Quickstart Guide

Prerequisites

Before you begin, make sure there is:

API Key

Get your API key from runpulse.com/pricing-studio-pulse

Python 3.7+

Install Python and the requests library

Step 1: Install Required Libraries

pip install requests

Step 2: Basic Document Extraction

Here’s a complete Python script for extracting content from a document:

basic_extraction.py

import requests
import json
import time

API_KEY = "YOUR_API_KEY"
BASE_URL = "https://dev.api.runpulse.com"

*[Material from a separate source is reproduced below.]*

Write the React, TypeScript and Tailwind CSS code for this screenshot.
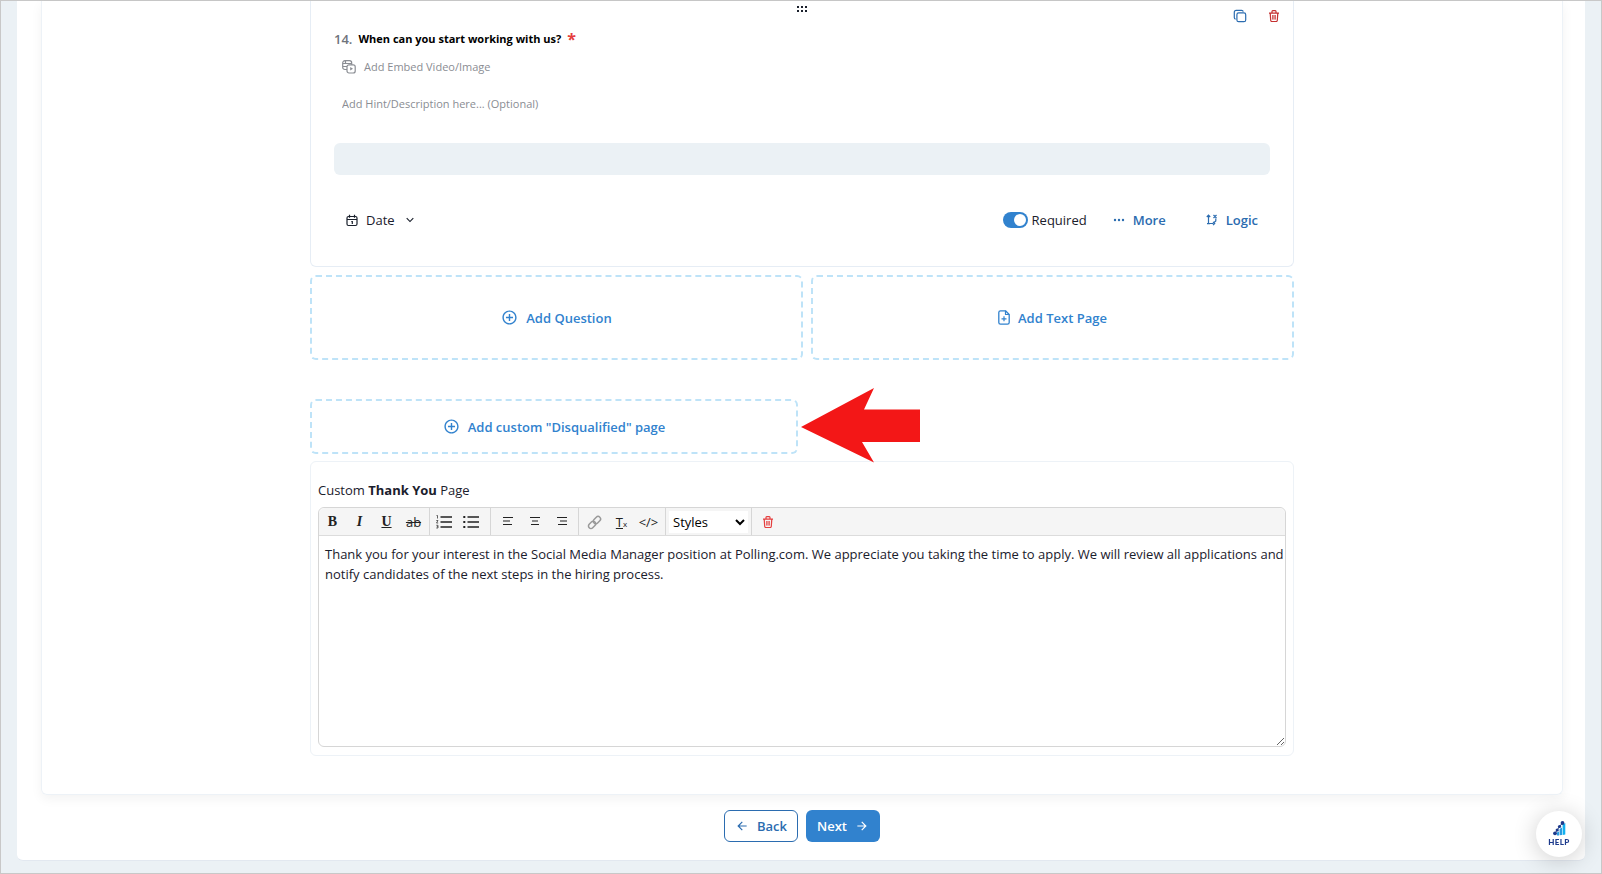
import { useState } from "react";
import {
  RiAddCircleLine,
  RiArrowDownSLine,
  RiArrowLeftLine,
  RiArrowRightLine,
} from "react-icons/ri";

const THANK_YOU =
  "Thank you for your interest in the Social Media Manager position at Polling.com. We appreciate you taking the time to apply. We will review all applications and notify candidates of the next steps in the hiring process.";

function DragHandle() {
  return (
    <svg width="12" height="8" viewBox="0 0 12 8" fill="#1a202c" aria-hidden="true">
      {[1, 5, 9].map((x) => (
        <g key={x}>
          <rect x={x} y="1" width="2" height="2" />
          <rect x={x} y="5" width="2" height="2" />
        </g>
      ))}
    </svg>
  );
}

function CopyIcon() {
  return (
    <svg width="14" height="14" viewBox="0 0 14 14" fill="none" stroke="#2b6cb0" strokeWidth="1.2" aria-hidden="true">
      <rect x="3.9" y="3.9" width="8.8" height="8.8" rx="1.8" />
      <path d="M2.6 10.2C1.6 10 1.3 9.4 1.3 8.6V3.2C1.3 2 2 1.3 3.2 1.3h5.4c.9 0 1.5.4 1.7 1.3" />
    </svg>
  );
}

function TrashIcon({ color }: { color: string }) {
  return (
    <svg width="12" height="12" viewBox="0 0 12 12" fill="none" stroke={color} aria-hidden="true">
      <path
        d="M1 3.1h10M2.2 3.1l.5 7.2c0 .7.4 1.2 1.1 1.2h4.4c.7 0 1.1-.5 1.1-1.2l.5-7.2M4 3V1.5C4 .9 4.3.6 4.8.6h2.4c.5 0 .8.3.8.9V3"
        strokeWidth="1.2"
      />
      <path d="M4.7 5v4.6M6 5v4.6M7.3 5v4.6" strokeWidth=".9" />
    </svg>
  );
}

function EmbedIcon() {
  return (
    <svg width="14" height="14" viewBox="0 0 14 14" fill="none" stroke="#8a8d93" strokeWidth="1.2" aria-hidden="true">
      <rect x="5" y="4.8" width="8.2" height="8.2" rx="2" />
      <path d="M5 9.5H3C1.6 9.5.7 8.7.7 7.3V3C.7 1.6 1.6.7 3 .7h4.5c1.3 0 2.2.9 2.2 2.2v1.900M.7 3.5h9M3.5.7v2.8M.7 6.5H5" />
      <path d="M8.2 7v3.6L11 8.8z" fill="#8a8d93" stroke="none" />
    </svg>
  );
}

function CalendarIcon() {
  return (
    <svg width="12" height="13" viewBox="0 0 12 13" fill="none" stroke="#1a202c" strokeWidth="1.2" aria-hidden="true">
      <rect x="1" y="2.5" width="10" height="9" rx="1.5" />
      <path d="M1 5.5h10M3.5.8v2.9M8.5.8v2.9" />
      <path d="M5.3 7.5H6.3V10" />
    </svg>
  );
}

function LogicIcon() {
  return (
    <svg width="12" height="12" viewBox="0 0 12 12" fill="none" stroke="#2b6cb0" strokeWidth="1.2" aria-hidden="true">
      <path d="M2.5 1.5v8h5M.8 3L2.5 1.2 4.2 3M1 9.7h3M7 7.8L8.7 9.5 7 11.2" />
      <path d="M7.5 1l3 3M10.5 1l-3 3M9.8 4.5v2.5L8 8.5" />
    </svg>
  );
}

function FileAddIcon() {
  return (
    <svg
      width="12"
      height="15"
      viewBox="0 0 12 15"
      fill="none"
      stroke="currentColor"
      strokeWidth="1.3"
      strokeLinejoin="round"
      aria-hidden="true"
    >
      <path d="M7.5.8H2.500C1.400.8.8 1.400.8 2.500v10c0 1.100.6 1.700 1.700 1.700h7c1.100 0 1.700-.6 1.700-1.700v-8z" />
      <path d="M7.500.8v3.700h3.700M6 6.300v5M3.500 8.800h5" strokeWidth="1.200" />
    </svg>
  );
}

function ListIcon({ ordered }: { ordered?: boolean }) {
  return (
    <svg width="16" height="14" viewBox="0 0 16 14" stroke="#222" fill="#222" aria-hidden="true">
      <path d="M4.5 2H16M4.5 7H16M4.5 12H16" strokeWidth="1.7" />
      {ordered ? (
        <path d="M.5.5h1v3M.3 5.5h1.7L.5 8h1.7M.3 10.3H2V13H.3M.8 11.7H2" fill="none" strokeWidth=".7" />
      ) : (
        <path d="M.3 1h2v2h-2zM.3 6h2v2h-2zM.3 11h2v2h-2z" stroke="none" />
      )}
    </svg>
  );
}

function AlignIcon({ d }: { d: string }) {
  return (
    <svg width="12" height="12" viewBox="0 0 12 12" stroke="#222" strokeWidth="1.2" aria-hidden="true">
      <path d={d} />
    </svg>
  );
}

function ChainIcon() {
  return (
    <svg width="15" height="15" viewBox="0 0 24 24" fill="none" stroke="#999" strokeWidth="2.4" aria-hidden="true">
      <g transform="rotate(-45 12 12)">
        <rect x="0" y="8" width="13" height="8" rx="4" />
        <rect x="11" y="8" width="13" height="8" rx="4" />
      </g>
    </svg>
  );
}

function HelpLogo() {
  return (
    <svg width="13" height="15" viewBox="0 0 13 15" aria-hidden="true">
      <path d="M9.6 3.5L12.3 2v11.5l-2.7.5z" fill="#12b0f0" />
      <path d="M6.6 8L9 6.5V14l-2.4.3zM3.9 11.5L6 10.5v4H3.9z" fill="#2a9be0" />
      <g fill="#1d3a8c">
        <circle cx="2" cy="12.3" r="1.9" />
        <circle cx="4.2" cy="9" r="1.6" />
        <circle cx="6.5" cy="5.5" r="1.6" />
        <circle cx="9.5" cy="2" r="1.9" />
      </g>
      <path d="M2 12.3L4.2 9l2.3-3.5 3-3.5" stroke="#1d3a8c" fill="none" />
    </svg>
  );
}

const dashed =
  "flex items-center justify-center gap-2 rounded-md border-2 border-dashed border-[#bee3f8] font-semibold text-[#3182ce]";
const tool = "flex h-7 w-[27px] items-center justify-center";

function QuestionCard() {
  const [required, setRequired] = useState(true);

  return (
    <section className="relative h-[266px] rounded-b-md border border-t-0 border-[#e6edf5] px-[23px]">
      <button type="button" aria-label="Move question" className="absolute top-1 left-1/2 -translate-x-1/2">
        <DragHandle />
      </button>
      <div className="flex h-7 items-center justify-end gap-[21px] pt-px">
        <button type="button" aria-label="Copy question">
          <CopyIcon />
        </button>
        <button type="button" aria-label="Delete question" className="-mr-2.5">
          <TrashIcon color="#c53030" />
        </button>
      </div>
      <h2 className="flex h-5 items-center gap-1.5">
        <span className="font-semibold text-[#6f747c]">14.</span>
        <span className="text-[11px] font-bold text-black">When can you start working with us?</span>
        <span className="text-base font-bold text-[#e53e3e]">*</span>
      </h2>
      <button type="button" className="mt-2 flex h-5 items-center gap-2 pl-2 text-[11px] text-[#8a8d93]">
        <EmbedIcon />
        Add Embed Video/Image
      </button>
      <input
        aria-label="Hint or description"
        placeholder="Add Hint/Description here... (Optional)"
        className="mt-2.5 block h-8 w-full px-2 text-[11px] placeholder:text-[#8a8d93]"
      />
      <div className="mt-6 h-8 rounded-md bg-[#ebf1f5]" />
      <div className="mt-8 flex h-[26px] items-center px-3">
        <button type="button" className="flex items-center gap-2 text-[#1a202c]">
          <CalendarIcon />
          Date
          <RiArrowDownSLine size={14} />
        </button>
        <label className="ml-auto flex items-center gap-1 text-[#1a202c]">
          <input
            type="checkbox"
            checked={required}
            onChange={(e) => setRequired(e.target.checked)}
            className="peer sr-only"
          />
          <span className="flex h-4 w-[25px] items-center rounded-full bg-[#cbd5e0] p-[2px] peer-checked:justify-end peer-checked:bg-[#3182ce]">
            <span className="size-3 rounded-full bg-white" />
          </span>
          Required
        </label>
        <button type="button" className="ml-[26px] flex items-center gap-2 font-semibold text-[#2b6cb0]">
          <svg width="12" height="4" viewBox="0 0 12 4" fill="#2b6cb0" aria-hidden="true">
            <circle cx="2" cy="2" r="1.2" />
            <circle cx="6" cy="2" r="1.2" />
            <circle cx="10" cy="2" r="1.2" />
          </svg>
          More
        </button>
        <button type="button" className="ml-10 flex items-center gap-2 font-semibold text-[#2b6cb0]">
          <LogicIcon />
          Logic
        </button>
      </div>
    </section>
  );
}

function Editor() {
  const [text, setText] = useState(THANK_YOU);

  return (
    <section className="mt-[7px] rounded-md border border-[#edf2f7] px-[7px] pt-[18px] pb-2">
      <h2 className="h-5 leading-5 text-[#1a202c]">
        Custom <b>Thank You</b> Page
      </h2>
      <div className="mt-[7px] rounded-md border border-[#d6d6d6]">
        <div className="flex h-7 items-center rounded-t-md border-b border-[#dcdcdc] bg-[#f5f5f5] text-[#222]">
          <div className="flex h-full w-[111px] border-r border-[#d6d6d6]">
            <button type="button" className={tool}>
              <b className="font-['Liberation_Serif',serif] text-sm">B</b>
            </button>
            <button type="button" className={tool}>
              <b className="font-['Liberation_Serif',serif] text-sm italic">I</b>
            </button>
            <button type="button" className={tool}>
              <b className="font-['Liberation_Serif',serif] text-sm underline">U</b>
            </button>
            <button type="button" className={tool}>
              <s>ab</s>
            </button>
          </div>
          <div className="flex h-full w-[61px] border-r border-[#d6d6d6]">
            <button type="button" aria-label="Numbered list" className={tool}>
              <ListIcon ordered />
            </button>
            <button type="button" aria-label="Bulleted list" className={tool}>
              <ListIcon />
            </button>
          </div>
          <div className="flex h-full w-[88px] border-r border-[#d6d6d6] pl-[3px]">
            <button type="button" aria-label="Align left" className={tool}>
              <AlignIcon d="M1 1.5h10M1 5h7M1 8.5h9" />
            </button>
            <button type="button" aria-label="Align center" className={tool}>
              <AlignIcon d="M1 1.5h10M3 5h6M2 8.5h8" />
            </button>
            <button type="button" aria-label="Align right" className={tool}>
              <AlignIcon d="M1 1.5h10M4 5h7M2 8.5h9" />
            </button>
          </div>
          <div className="flex h-full w-[87px] border-r border-[#d6d6d6] pl-[2px]">
            <button type="button" aria-label="Link" className={tool}>
              <ChainIcon />
            </button>
            <button type="button" aria-label="Clear formatting" className={tool}>
              <span className="underline">T</span>
              <sub className="text-[8px]">x</sub>
            </button>
            <button type="button" className={tool}>
              &lt;/&gt;
            </button>
          </div>
          <div className="flex h-full w-[86px] items-center border-r border-[#d6d6d6] px-[3px]">
            <select aria-label="Styles" className="h-[22px] w-full bg-white text-black">
              <option>Styles</option>
            </select>
          </div>
          <button type="button" aria-label="Delete page" className="flex h-7 w-8 items-center justify-center">
            <TrashIcon color="#e53e3e" />
          </button>
        </div>
        <textarea
          aria-label="Thank you message"
          value={text}
          onChange={(e) => setText(e.target.value)}
          className="block h-[210px] w-full resize py-2 pl-1.5 leading-5 text-[#1a202c]"
        />
      </div>
    </section>
  );
}

export default function App() {
  return (
    <div className="min-h-screen border border-[#c8c8c8] bg-[#ebf1f5] px-4 pb-3 font-['Open_Sans','Noto_Sans',sans-serif] text-[13px] leading-5">
      <div className="rounded-b-md border-b border-[#e2e8f0] bg-white pr-[22px] pb-[18px] pl-6">
        <main className="rounded-b-md border border-t-0 border-[#edf2f7] pb-[38px] shadow-[0_4px_12px_rgba(0,0,0,0.05)]">
          <div className="mx-auto max-w-[984px]">
            <QuestionCard />
            <div className="mt-2 flex gap-2">
              <button type="button" className={`${dashed} h-[85px] grow-[493] basis-0`}>
                <RiAddCircleLine size={17} />
                Add Question
              </button>
              <button type="button" className={`${dashed} h-[85px] grow-[483] basis-0`}>
                <FileAddIcon />
                Add Text Page
              </button>
            </div>
            <div className="relative mt-[39px]">
              <button type="button" className={`${dashed} h-[55px] w-[488px]`}>
                <RiAddCircleLine size={17} />
                Add custom "Disqualified" page
              </button>
              <svg
                width="120"
                height="75"
                viewBox="0 0 120 75"
                className="absolute -top-[11px] left-[491px]"
                aria-hidden="true"
              >
                <path d="M0 39L73 0 63 21.5H119V54H61L73 74.5z" fill="#f31717" />
              </svg>
            </div>
            <Editor />
          </div>
        </main>
        <div className="mt-[15px] flex justify-center gap-2 font-semibold">
          <button
            type="button"
            className="flex h-8 items-center gap-2 rounded-md border border-[#2b6cb0] px-2.5 text-[#2b6cb0]"
          >
            <RiArrowLeftLine size={14} />
            Back
          </button>
          <button type="button" className="flex h-8 items-center gap-2 rounded-md bg-[#3182ce] px-[11px] text-white">
            Next
            <RiArrowRightLine size={14} />
          </button>
        </div>
      </div>
      <button
        type="button"
        className="fixed right-5 bottom-[17px] flex size-[46px] flex-col items-center justify-center rounded-full bg-white shadow-[0_3px_24px_rgba(0,0,0,0.2)]"
      >
        <HelpLogo />
        <span className="font-['Lato',sans-serif] text-[8px] leading-3 font-black tracking-wider text-[#1d3a8c]">
          HELP
        </span>
      </button>
    </div>
  );
}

def extract_document_from_file(file_path, schema=None, pages=None):
    """
    Extract content from a local file using the /extract endpoint.
    
    Args:
        file_path: Path to the local file
        schema: Optional JSON schema for structured extraction
        pages: Optional page range (e.g., "1-5")
    
    Returns:
        Extracted content or S3 URL for large documents
    """
    url = f"{BASE_URL}/extract"
    headers = {"x-api-key": API_KEY}
    
    with open(file_path, 'rb') as f:
        files = {'file': f}
        data = {}
        
        if schema:
            data['schema'] = json.dumps(schema)
        if pages:
            data['pages'] = pages
            
        response = requests.post(url, files=files, data=data, headers=headers)
    
    if response.status_code == 200:
        result = response.json()
        
        # Check if result is returned as URL (for documents > 70 pages)
        if result.get('is_url'):
            print(f"Large document detected. Fetching from: {result['url']}")
            # Fetch the actual content from S3
            content_response = requests.get(result['url'])
            return content_response.json()
        else:
            return result
    else:
        print(f"Error: {response.status_code}")
        return response.json()

# Example usage
if __name__ == "__main__":
    # Define extraction schema
    schema = {
        "invoice_number": "string",
        "date": "date",
        "total": "float",
        "line_items": [{
            "description": "string",
            "quantity": "integer",
            "price": "float"
        }]
    }
    
    # Extract document
    result = extract_document_from_file(
        "invoice.pdf",
        schema=schema,
        pages="1-5"
    )
    
    print(json.dumps(result, indent=2))

Step 3: Using /convert When You Don’t Have a Presigned URL

If you need to upload a file first before processing, use the /convert endpoint:

upload_and_extract.py

def upload_and_extract(file_path, schema=None):
    """
    Upload a file to S3 first, then extract content.
    Use this when:
    - You want to reuse the uploaded file multiple times
    - You need to share the file URL with other services
    - You're processing the same file with different parameters
    
    Args:
        file_path: Path to the local file
        schema: Optional JSON schema for structured extraction
    
    Returns:
        Extracted content
    """
    
    # Step 1: Upload file to S3
    upload_url = f"{BASE_URL}/convert"
    headers = {"x-api-key": API_KEY}
    
    with open(file_path, 'rb') as f:
        files = {'file': f}
        upload_response = requests.post(upload_url, files=files, headers=headers)
    
    if upload_response.status_code != 200:
        print(f"Upload failed: {upload_response.status_code}")
        return None
    
    upload_result = upload_response.json()
    file_url = upload_result['s3_object_url']
    print(f"File uploaded to: {file_url}")
    
    # Step 2: Extract content using the uploaded file URL
    extract_url = f"{BASE_URL}/extract"
    extract_data = {
        "file-url": file_url
    }
    
    if schema:
        extract_data["schema"] = schema
    
    extract_response = requests.post(
        extract_url,
        json=extract_data,
        headers=headers
    )
    
    if extract_response.status_code == 200:
        result = extract_response.json()
        
        # Handle large document response
        if result.get('is_url'):
            print(f"Large document detected. Fetching from: {result['url']}")
            content_response = requests.get(result['url'])
            return content_response.json()
        else:
            return result
    else:
        print(f"Extraction failed: {extract_response.status_code}")
        return extract_response.json()

# Example usage
result = upload_and_extract("large_document.pdf", schema={"title": "string", "content": "string"})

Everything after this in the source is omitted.